I should like to be in love, she said.
Have a companion for life's travels, a real partner not a secret friend.
A lover of sense, a tender of tenderness, some brilliance and erudition.
Matched with good skills, real ones: the kind that event themselves in full like a peacock's feathers. Unafraid of physicality: the built, the building of...
not just a talker-promoter, organised but not a manager.
A someone, not just a placeholder.
A Someone...
-- Tracy Ann Essoglou, September 2015
Tracy Ann Essoglou and Janice Jane Gomecua Arreglado don't know each other. Janice is from the Philippines and living in London with her husband. Tracy is a philosopher, activist, artist, author. They both have a public media presence. Both exist within the virtual institution that is the Internet, a place, if you will, like a religious institution or an educational institution where the humanities enhance experience, where the arts, somewhat serendipitously, achieve a connected condition, embed themselves in the texture of our lives, enliven existence. Within this condition, they express themselves freely.
This cyber institution and it's embedded freedom of expression evoke fear in some. Think about how the FBI, Homeland Security, government officials all over the world, and those petty administrators in human resources departments spend millions of hours in the search for dark matter, in the search for terrorists, in the search for employees posting inappropriate information about the corporation, in the search for traitors to the country, in the search for threats to the homeland. Can you imagine what all those hours of searching, all those millions and millions of dollars, all those wasted moments might have accomplished had they been devoted to searching for a pathway through that dark night, searching for the thrill of expression, the joy of understanding, and the hope of collaboration? We think about such things as participants of the Critical Civitates.
We believe in liberation. Reasoning and imagination can take us anywhere. Reason and imagination allow us to achieve our greatest dreams and overcome seemingly impassable obstacles. Think about it. Connecting Tracy's poem and Janice's image works, theoretically, a lot like space travel. In placing these two works of art together on the same page, we are showing you a kind of wormhole, a shorting of the distance between two lived realities, a simple passage through space-time, a shortcut for an otherwise long, perhaps impossible, journey. And let this textual expression you now read be the dangerous exotic matter with which the hole remains open for longer than it otherwise might. We are not afraid to make connections, not fearful of thinking or theory or critical engagement. This is facilitation.
The fearful strive for domination. They fear dissent. They fear collaboration. They fear investigation. They fear imagination. They fear any kind of reasoning that might limit their power. Let those fearful leaders of nations, those corporate-sponsored officials and their corporate banks, their laws, their human resource goons, let them all search the dark matter of the universe for hints of what they fear. Let those vulgar autocrats drag their nets within the cyber seas. Let them pry and spy. Those of us within the Critical Civitates, however, are staying tuned to the actualization of theoretical possibilities. Beauty, compassion, hope, collaboration, liberation, all those things are close at hand.

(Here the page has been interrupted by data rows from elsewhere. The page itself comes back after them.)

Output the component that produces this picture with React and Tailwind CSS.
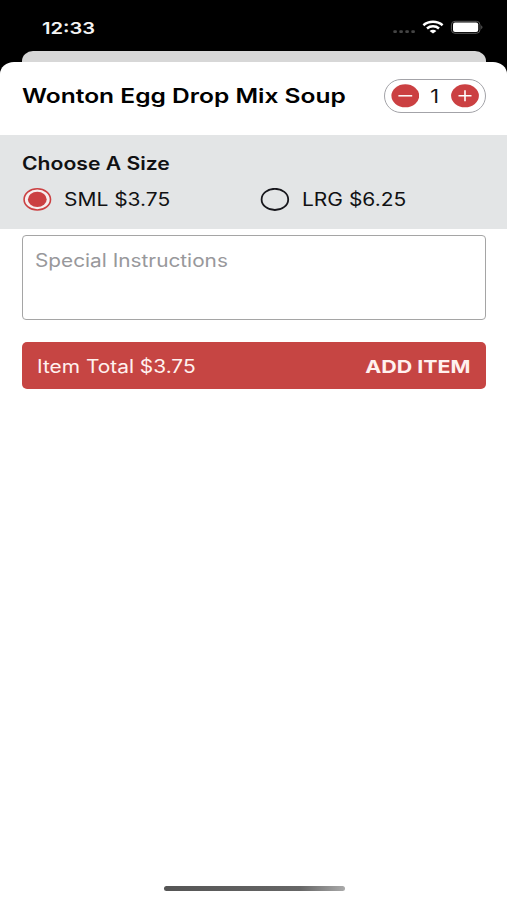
import React from "react";

function StatusBar() {
  return (
    <div className="flex h-[51px] items-start justify-between bg-black pl-[42px] pr-[23px] text-[#f4f4f4]">
      <span className="mt-[18px] inline-block origin-left scale-x-[1.22] whitespace-nowrap text-[16.5px] font-semibold leading-5">12:33</span>
      <svg className="mt-[16px]" width="91" height="24" viewBox="393 16 91 24">
        <g fill="#444">
          <rect x="393.3" y="30.3" width="3.6" height="2.8" rx="1" />
          <rect x="399.3" y="30.3" width="3.6" height="2.8" rx="1" />
          <rect x="405.3" y="30.3" width="3.6" height="2.8" rx="1" />
          <rect x="411.3" y="30.3" width="3.6" height="2.8" rx="1" />
        </g>
        <g fill="none" stroke="#fff" strokeWidth="2.5">
          <path d="M423.4 25.2C428.8 20.6 437.2 20.6 442.6 25.2" />
          <path d="M427 28.5C430.3 25.6 435.7 25.6 439 28.5" />
        </g>
        <path d="M429.6 30.9C431.4 29.4 434.6 29.4 436.4 30.9L433 33.6Z" fill="#fff" />
        <rect x="451.4" y="21.3" width="28.6" height="12" rx="3.6" fill="none" stroke="#5c5c5c" />
        <rect x="453" y="22.6" width="25.2" height="9.4" rx="2" fill="#fff" />
        <path d="M481.4 25.3Q483.4 27.3 481.4 29.3Z" fill="#707070" />
      </svg>
    </div>
  );
}

function Stepper() {
  return (
    <div className="flex h-[34px] w-[102px] items-center justify-between rounded-full border-[1.3px] border-[#a3a3a8] px-[5.5px]">
      <svg width="28" height="24" viewBox="0 0 28 24">
        <ellipse cx="14.3" cy="11.8" rx="13.9" ry="11.5" fill="#cb4042" />
        <path d="M7.4 11.8H21.2" stroke="#fff" strokeWidth="1.5" />
      </svg>
      <span className="mt-px inline-block scale-x-[1.2] text-[18px] leading-6">1</span>
      <svg width="28" height="24" viewBox="0 0 28 24">
        <ellipse cx="14" cy="11.8" rx="13.9" ry="11.5" fill="#cb4042" />
        <path d="M7.5 11.8H20.5M14 6.3V17.3" stroke="#fff" strokeWidth="1.6" />
      </svg>
    </div>
  );
}

function SizeOption({ label, selected }) {
  return (
    <label className="flex w-[238px] items-center">
      <svg width="30" height="24" viewBox="0 0 30 24">
        {selected ? (
          <>
            <ellipse cx="15.3" cy="11.4" rx="13.2" ry="10.6" fill="#f6eeee" stroke="#cb4042" strokeWidth="1.6" />
            <ellipse cx="15.3" cy="11.4" rx="9.4" ry="7.6" fill="#cb4042" />
          </>
        ) : (
          <ellipse cx="14.9" cy="11.4" rx="13.3" ry="10.6" fill="none" stroke="#17171c" strokeWidth="1.8" />
        )}
      </svg>
      <span className="ml-[11.5px] mt-px inline-block origin-left scale-x-[1.165] whitespace-nowrap text-[18px] leading-6">{label}</span>
    </label>
  );
}

export default function App() {
  return (
    <div className="flex h-[900px] w-[507px] flex-col overflow-hidden bg-white font-['Inter','Liberation_Sans',sans-serif] text-[#111113]">
      <StatusBar />
      <div className="h-[11px] shrink-0 bg-black pl-[22px] pr-[21px]">
        <div className="h-full rounded-t-[11px_10px] bg-[#d7d7d7]" />
      </div>
      <div className="shrink-0 bg-[linear-gradient(#000_12px,#fff_12px)]">
        <header className="flex h-[73px] items-start justify-between rounded-t-[14px_12px] bg-white pl-[22px] pr-[21px] pt-[17px]">
          <h1 className="mt-[5px] w-[340px] origin-left scale-x-[1.227] whitespace-nowrap text-[20px] font-semibold leading-6 text-black">Wonton Egg Drop Mix Soup</h1>
          <Stepper />
        </header>
      </div>
      <section className="h-[94px] shrink-0 bg-[#e3e5e6] pl-[22px] pt-[17px]">
        <h2 className="w-[200px] origin-left scale-x-[1.175] whitespace-nowrap text-[18px] font-semibold leading-6">Choose A Size</h2>
        <div className="mt-[11px] flex">
          <SizeOption label="SML $3.75" selected />
          <SizeOption label="LRG $6.25" />
        </div>
      </section>
      <main className="flex flex-1 flex-col px-[21.5px] pt-[5.5px]">
        <div className="h-[85.5px] rounded-[4px] border-[1.3px] border-[#a5a5a5] pl-[12px] pt-[13px] text-[18px] leading-6 text-[#98989b]">
          <span className="inline-block origin-left scale-x-[1.155] whitespace-nowrap">Special Instructions</span>
        </div>
        <button className="mt-[22px] flex h-[47px] items-center justify-between rounded-[5px] bg-[#c64543] pl-[15.5px] pr-[15.5px] pt-[2px] text-[18px] leading-6 text-[#fff1ef]">
          <span className="inline-block origin-left scale-x-[1.16] whitespace-nowrap">Item Total $3.75</span>
          <span className="inline-block origin-right scale-x-[1.19] whitespace-nowrap font-bold">ADD ITEM</span>
        </button>
        <div className="mb-[9px] ml-[142px] mt-auto h-[5px] w-[181px] rounded-full bg-[linear-gradient(90deg,#555,#666_75%,#aaa)]" />
      </main>
    </div>
  );
}
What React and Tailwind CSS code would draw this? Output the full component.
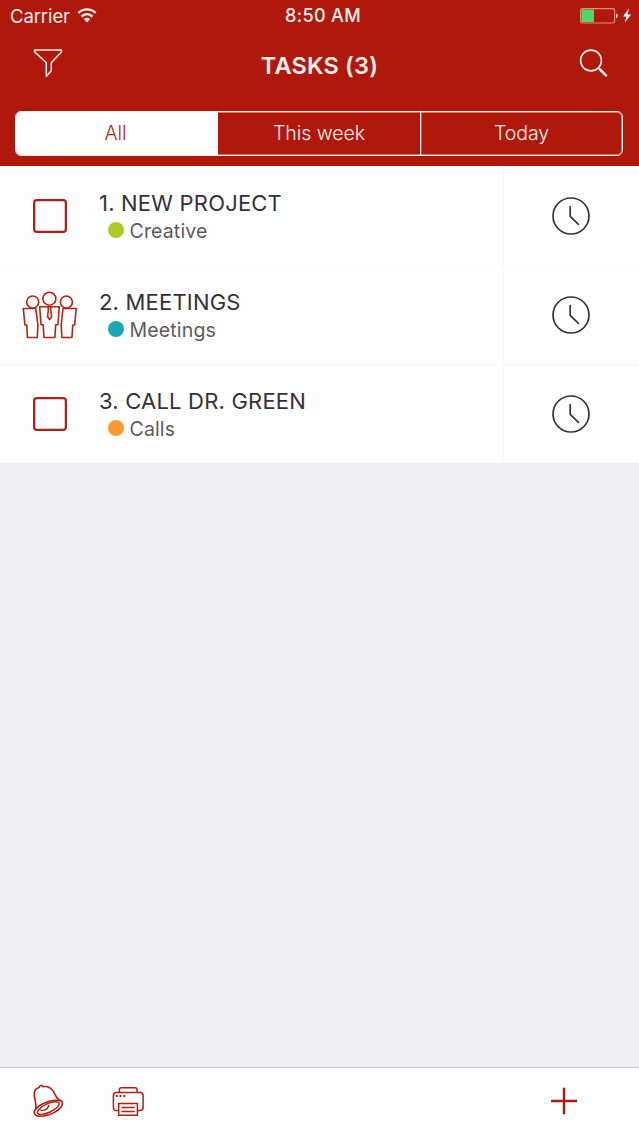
import React from "react";

const FilterIcon = () => (
  <svg className="h-8 w-8" viewBox="0 0 32 32" fill="none" stroke="#fff0ea" strokeWidth="1.5" strokeLinejoin="round">
    <path d="M2.6 2H29.4V3.9L19.3 14.7V22.8L14.3 28.2V14.7L2.6 3.9Z" />
  </svg>
);

const SearchIcon = () => (
  <svg className="h-8 w-8" viewBox="0 0 32 32" fill="none" stroke="#fff0ea" strokeLinecap="round">
    <circle cx="13" cy="12.5" r="10.4" strokeWidth="1.6" />
    <path d="M20.6 20L22 21.4" strokeWidth="1.6" />
    <path d="M22.2 21.7L28 27.4" strokeWidth="2.6" />
  </svg>
);

const WifiIcon = () => (
  <svg className="h-4 w-5" viewBox="0 0 20 16" fill="none" stroke="#fff4f0" strokeWidth="2.4">
    <path d="M1.3 5C6.3 .2 13.7 .2 18.7 5" />
    <path d="M4.5 8.5C7.8 5.5 12.2 5.5 15.5 8.5" />
    <path d="M10 14.4L6.8 11.1C8.6 9.4 11.4 9.4 13.2 11.1Z" fill="#fff4f0" stroke="none" />
  </svg>
);

const BatteryIcon = () => (
  <svg className="h-4 w-[52px]" viewBox="0 0 52 16" fill="none">
    <rect x="0.6" y="0.6" width="34" height="14.4" rx="2.2" stroke="#e99074" strokeWidth="1.1" />
    <rect x="1.5" y="1.5" width="12.5" height="12.6" rx="1" fill="#4cd964" />
    <path d="M36 5.4C38.4 5.8 38.4 9.8 36 10.2Z" fill="#ffe0cf" />
    <path d="M49 0.6L43 8.4H46.3L44.8 14.6L51.2 6.5H47.6Z" fill="#fff" />
  </svg>
);

const ClockIcon = () => (
  <svg className="h-10 w-10" viewBox="0 0 40 40" fill="none" stroke="#36343a" strokeWidth="1.7" strokeLinecap="round">
    <circle cx="20" cy="20" r="18" />
    <path d="M19.2 10.6V20.4L27.4 28.3" strokeLinejoin="round" />
  </svg>
);

const PeopleIcon = () => (
  <svg className="h-[54px] w-[60px]" viewBox="0 0 60 54" fill="none" stroke="#b52216" strokeWidth="1.6" strokeLinejoin="round">
    <circle cx="12.7" cy="14" r="6" />
    <path d="M3.3 20.5H15.8L17.9 37L17.3 49.5H7.4L6.8 37H4.9Z" />
    <circle cx="29.4" cy="10.7" r="6.5" />
    <path d="M19.7 18.7H39.3L37.9 36.7H35.7L34.9 49.5H24L23.2 36.7H21Z" />
    <path d="M28 18.8H30.9L30.7 21L31.6 28.8L29.6 31.5L27.6 28.8L28.4 21Z" />
    <circle cx="46.4" cy="14" r="6" />
    <path d="M43 20.5H56.2L54.7 37H52.8L51.9 49.5H41.9L41.2 37Z" />
  </svg>
);

const BellIcon = () => (
  <svg className="h-[34px] w-8" viewBox="0 0 32 34" fill="none" stroke="#b21f13" strokeWidth="1.6" strokeLinejoin="round">
    <path d="M3.3 25.8C5.6 20.8 2 15.4 2.2 9.8C2.2 6.5 4.5 4.1 7.2 3.5C7.3 1 9.7 .8 11 2.6C15 2 19.2 4 21.4 7.4C24.2 11.8 23.8 15 29.7 17.2" />
    <path d="M29.7 17.2C32 20.1 28.5 25.2 22 28.6C14.5 32.5 4.7 33.8 2.7 29.9C2 28.5 2.2 27.1 3.3 25.8C6 21.5 15.5 16.4 24 16.3C27 16.3 29 16.4 29.7 17.2Z" />
    <ellipse cx="16.3" cy="24.1" rx="11.9" ry="4.3" transform="rotate(-25 16.3 24.1)" strokeWidth="1.4" />
    <path d="M8.4 25.6C10 27.8 15.8 26 17 20.8" strokeWidth="1.4" />
  </svg>
);

const PrinterIcon = () => (
  <svg className="h-8 w-8" viewBox="0 0 32 32" fill="none" stroke="#b21f13" strokeWidth="1.5">
    <path d="M7.4 7.4V4.8C7.4 3.5 8.2 2.7 9.5 2.7H22.9C24.2 2.7 25 3.5 25 4.8V7.4" />
    <path d="M6.6 25.6H4.4C2.5 25.6 1.4 24.5 1.4 22.6V10.4C1.4 8.5 2.5 7.4 4.4 7.4H28.1C30 7.4 31.1 8.5 31.1 10.4V22.6C31.1 24.5 30 25.6 28.1 25.6H25.4" />
    <path d="M6.7 18.4H25.4V30.2H6.7ZM9.4 22.6H22.7M9.4 26.4H22.7" />
    <path d="M3.8 11.1H5.8M7.5 11.1H9.5M11.3 11.1H13.3" strokeWidth="2" />
  </svg>
);

const PlusIcon = () => (
  <svg className="h-7 w-7" viewBox="0 0 28 28" fill="none" stroke="#ac1a10" strokeWidth="2.4">
    <path d="M14 0.8V27.2M1 14H27" />
  </svg>
);

const Checkbox = () => (
  <span className="h-[34px] w-[34px] rounded-[4px] border-2 border-[#ad2018] shadow-[inset_0_0_0_0.5px_#ad201880]" />
);

const tasks = [
  { title: "1. NEW PROJECT", category: "Creative", dot: "bg-[#aecb24]", icon: <Checkbox /> },
  { title: "2. MEETINGS", category: "Meetings", dot: "bg-[#19a6b8]", icon: <PeopleIcon /> },
  { title: "3. CALL DR. GREEN", category: "Calls", dot: "bg-[#fb9934]", icon: <Checkbox /> },
];

export default function App() {
  return (
    <div className="flex h-[1136px] w-[639px] flex-col overflow-hidden bg-[#efeef1] font-['Inter',sans-serif]">
      <header className="h-[166px] shrink-0 bg-[#af180a] text-[#fff0ea]">
        <div className="grid h-8 grid-cols-3 items-center pr-[7px] pl-[10px]">
          <div className="flex items-center gap-[7px]">
            <span className="text-[18.5px] leading-8 tracking-[-0.1px]">Carrier</span>
            <WifiIcon />
          </div>
          <span className="pl-[4px] text-center text-[18px] leading-8 font-medium tracking-[0.35px]">8:50 AM</span>
          <div className="flex justify-end">
            <BatteryIcon />
          </div>
        </div>
        <div className="flex h-[79px] items-start justify-between pr-[29px] pl-8">
          <button className="pt-4" aria-label="Filter"><FilterIcon /></button>
          <h1 className="pt-[18px] pr-[3px] text-[23.5px] leading-8 font-semibold tracking-[0.2px]">TASKS (3)</h1>
          <button className="pt-4" aria-label="Search"><SearchIcon /></button>
        </div>
        <div className="mr-4 ml-[15px] grid h-[45px] grid-cols-3 overflow-hidden rounded-[6px] border border-[#fff0ea] text-[19.5px] font-light tracking-[-0.05px] shadow-[inset_0_0_0_1px_#fff0ea70]">
          <button className="bg-white pr-[3px] text-[#b52216]">All</button>
          <button>This week</button>
          <button className="border-l border-[#fff0ea] shadow-[inset_1px_0_0_#fff0ea50]">Today</button>
        </div>
      </header>

      <main className="flex-1">
        {tasks.map((task) => (
          <div key={task.title} className="flex h-[99px] border-t border-[#f8f7f9] bg-[#fefefe] first:border-[#fefefe]">
            <div className="flex w-[99px] items-center justify-center">{task.icon}</div>
            <div className="flex flex-1 flex-col pt-5">
              <span className="text-[22px] leading-8 tracking-[0.2px] whitespace-nowrap text-[#343238]">{task.title}</span>
              <span className="-mt-1 flex items-center gap-[5.5px] pl-[9px] text-[#5d5b61]">
                <span className={`mb-[3px] h-4 w-4 rounded-full ${task.dot}`} />
                <span className="text-[19.5px] leading-8 tracking-[0.15px]">{task.category}</span>
              </span>
            </div>
            <div className="flex w-[136px] items-center justify-center border-l border-[#f6f5f8] pr-px">
              <ClockIcon />
            </div>
          </div>
        ))}
      </main>

      <footer className="flex h-[69px] shrink-0 items-center border-t border-[#c9c8cc] bg-[#fefefe] pr-[61px] pb-[2px] pl-8">
        <button aria-label="Reminders"><BellIcon /></button>
        <button className="ml-12" aria-label="Print"><PrinterIcon /></button>
        <button className="ml-auto" aria-label="Add task"><PlusIcon /></button>
      </footer>
    </div>
  );
}
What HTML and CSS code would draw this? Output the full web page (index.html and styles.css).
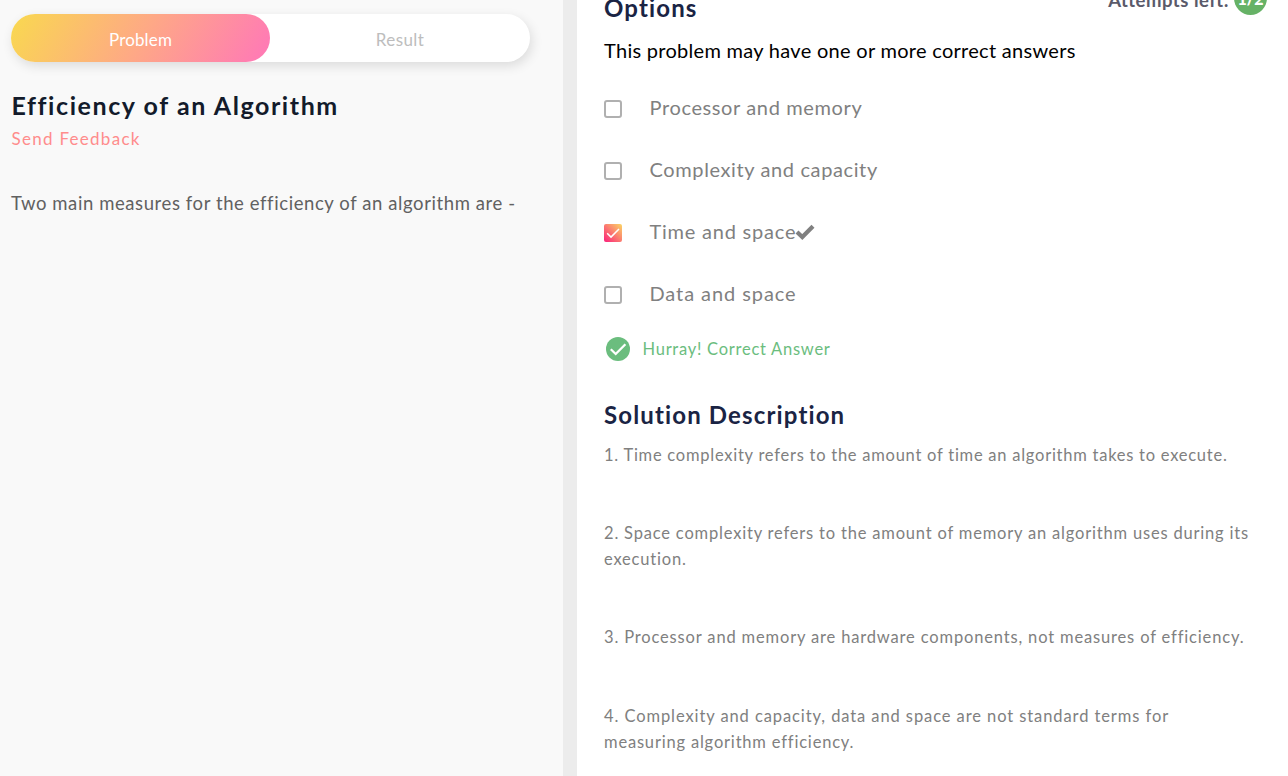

It's a simple revolutionary idea: you are closer than you thought. The vast stretches of darkness that keep us apart are not unbridgeable. You are closer to each other than you ever imagined possible. Art can bridge the gap. Keep reaching out. Keep telling others about life and living. Keep communicating. Quest for the paths that bring you closer, the paths bridging difference, the paths through space and time. Let the experience of art be the catalyst for your actions. Work on the world. Make friends in lands far distant from your own. Learn about their families. Learn about their lands. Act like you are closer than all that's sold and bought.
These two living forces, Janice and Tracy, don't know each other, but their art exists. It testifies. It brings us into their minds, their lives, their hopes, their dreams. They are unified within an institutionalized space, as we are, too. We see in their art that, like all of us, that they have so much in common. It's a simple revolutionary thought: let art bridge the distance. Reach out. Let the exotic matter. Keep the bridge open longer. Find the art. Communicate and bridge the gaps of space and time.